From the first line of the listing below, retype each line up to and including the one with "border-[#eeeeee] px-[6px] py-[4.75px]"; pictures stay out.

>> Begin

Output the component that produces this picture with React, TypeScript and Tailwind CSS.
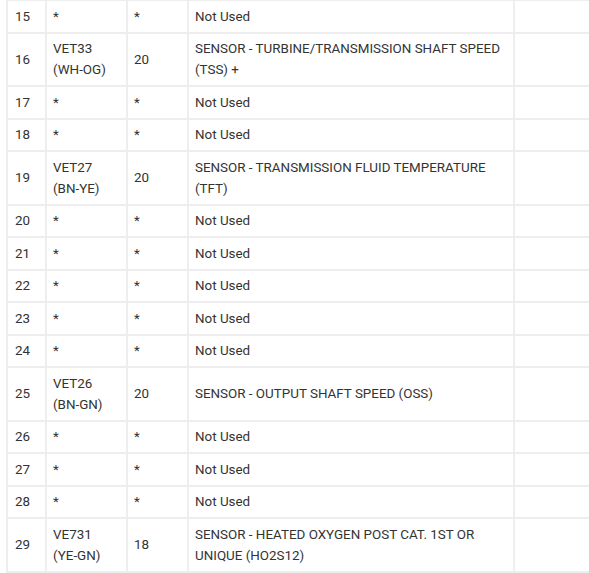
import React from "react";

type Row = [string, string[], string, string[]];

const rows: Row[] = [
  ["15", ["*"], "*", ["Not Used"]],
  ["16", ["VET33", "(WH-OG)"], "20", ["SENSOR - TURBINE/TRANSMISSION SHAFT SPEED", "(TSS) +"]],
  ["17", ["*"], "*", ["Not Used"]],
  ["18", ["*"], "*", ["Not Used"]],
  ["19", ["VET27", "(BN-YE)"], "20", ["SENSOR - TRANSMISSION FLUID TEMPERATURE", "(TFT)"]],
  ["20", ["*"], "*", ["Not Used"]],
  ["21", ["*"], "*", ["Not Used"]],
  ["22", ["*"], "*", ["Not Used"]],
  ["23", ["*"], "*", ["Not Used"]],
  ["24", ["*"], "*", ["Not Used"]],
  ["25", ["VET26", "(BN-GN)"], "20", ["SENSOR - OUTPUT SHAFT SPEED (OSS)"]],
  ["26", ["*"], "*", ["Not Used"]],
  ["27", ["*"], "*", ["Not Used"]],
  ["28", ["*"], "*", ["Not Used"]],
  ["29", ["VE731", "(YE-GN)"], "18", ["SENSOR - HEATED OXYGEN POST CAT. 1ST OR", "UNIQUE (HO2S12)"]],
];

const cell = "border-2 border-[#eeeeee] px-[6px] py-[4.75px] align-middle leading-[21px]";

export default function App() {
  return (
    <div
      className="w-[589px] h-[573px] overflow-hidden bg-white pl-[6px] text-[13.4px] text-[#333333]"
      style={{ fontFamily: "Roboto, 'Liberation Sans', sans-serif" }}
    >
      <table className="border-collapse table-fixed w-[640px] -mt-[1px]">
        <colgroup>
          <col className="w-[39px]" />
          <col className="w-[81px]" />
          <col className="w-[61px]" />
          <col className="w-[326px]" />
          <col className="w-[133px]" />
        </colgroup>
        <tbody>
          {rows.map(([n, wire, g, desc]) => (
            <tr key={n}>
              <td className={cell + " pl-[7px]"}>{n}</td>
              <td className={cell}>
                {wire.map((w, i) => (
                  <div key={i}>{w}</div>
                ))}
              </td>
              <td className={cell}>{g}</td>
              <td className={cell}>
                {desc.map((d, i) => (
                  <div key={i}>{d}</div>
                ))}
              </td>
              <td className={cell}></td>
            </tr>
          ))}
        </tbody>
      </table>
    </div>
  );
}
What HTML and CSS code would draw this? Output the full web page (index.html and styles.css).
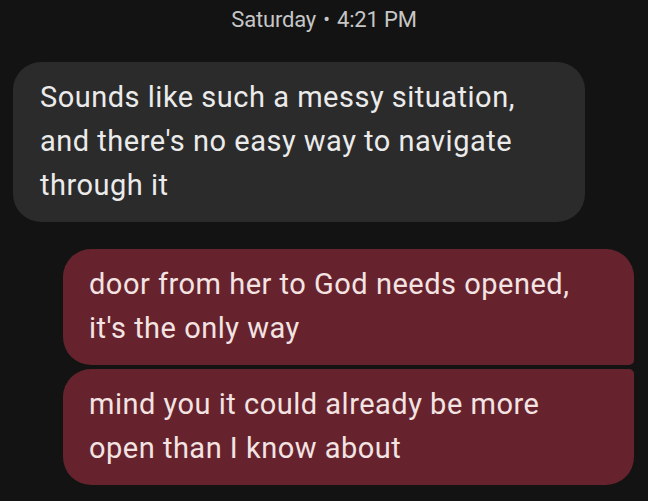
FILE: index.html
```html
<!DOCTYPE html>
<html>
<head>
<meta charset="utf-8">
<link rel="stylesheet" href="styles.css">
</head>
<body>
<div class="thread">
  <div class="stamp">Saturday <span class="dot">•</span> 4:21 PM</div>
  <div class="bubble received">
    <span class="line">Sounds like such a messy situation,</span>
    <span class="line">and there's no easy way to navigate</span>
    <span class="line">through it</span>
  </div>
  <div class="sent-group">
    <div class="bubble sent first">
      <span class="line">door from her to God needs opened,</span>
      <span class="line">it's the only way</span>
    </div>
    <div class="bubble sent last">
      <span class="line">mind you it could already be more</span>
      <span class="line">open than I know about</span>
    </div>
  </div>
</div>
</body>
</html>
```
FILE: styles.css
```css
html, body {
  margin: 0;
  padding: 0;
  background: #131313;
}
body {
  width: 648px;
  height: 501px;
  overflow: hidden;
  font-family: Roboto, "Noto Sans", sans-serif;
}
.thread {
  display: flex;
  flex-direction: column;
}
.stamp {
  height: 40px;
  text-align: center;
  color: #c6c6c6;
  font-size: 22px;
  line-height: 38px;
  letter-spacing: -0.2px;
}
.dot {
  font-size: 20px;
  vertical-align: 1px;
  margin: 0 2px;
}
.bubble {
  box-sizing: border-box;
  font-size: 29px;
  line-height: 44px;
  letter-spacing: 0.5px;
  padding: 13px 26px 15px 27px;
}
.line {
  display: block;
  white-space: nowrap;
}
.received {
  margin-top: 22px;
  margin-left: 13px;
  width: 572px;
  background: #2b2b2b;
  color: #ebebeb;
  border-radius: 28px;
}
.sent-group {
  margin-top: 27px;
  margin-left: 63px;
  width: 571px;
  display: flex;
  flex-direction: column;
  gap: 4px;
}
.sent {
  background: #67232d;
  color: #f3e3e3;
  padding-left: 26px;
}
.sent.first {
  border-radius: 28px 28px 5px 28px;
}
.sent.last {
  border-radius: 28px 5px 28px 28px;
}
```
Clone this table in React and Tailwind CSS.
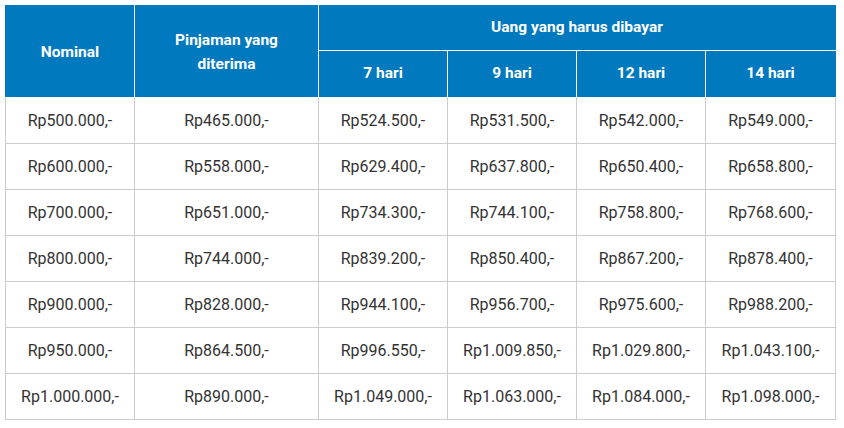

>> End

● **COMPLETE OUTPUT**
Output the component that produces this picture with React, TypeScript and Tailwind CSS.
import React from "react";

type Row = [string, string[], string, string[]];

const rows: Row[] = [
  ["15", ["*"], "*", ["Not Used"]],
  ["16", ["VET33", "(WH-OG)"], "20", ["SENSOR - TURBINE/TRANSMISSION SHAFT SPEED", "(TSS) +"]],
  ["17", ["*"], "*", ["Not Used"]],
  ["18", ["*"], "*", ["Not Used"]],
  ["19", ["VET27", "(BN-YE)"], "20", ["SENSOR - TRANSMISSION FLUID TEMPERATURE", "(TFT)"]],
  ["20", ["*"], "*", ["Not Used"]],
  ["21", ["*"], "*", ["Not Used"]],
  ["22", ["*"], "*", ["Not Used"]],
  ["23", ["*"], "*", ["Not Used"]],
  ["24", ["*"], "*", ["Not Used"]],
  ["25", ["VET26", "(BN-GN)"], "20", ["SENSOR - OUTPUT SHAFT SPEED (OSS)"]],
  ["26", ["*"], "*", ["Not Used"]],
  ["27", ["*"], "*", ["Not Used"]],
  ["28", ["*"], "*", ["Not Used"]],
  ["29", ["VE731", "(YE-GN)"], "18", ["SENSOR - HEATED OXYGEN POST CAT. 1ST OR", "UNIQUE (HO2S12)"]],
];

const cell = "border-2 border-[#eeeeee] px-[6px] py-[4.75px] align-middle leading-[21px]";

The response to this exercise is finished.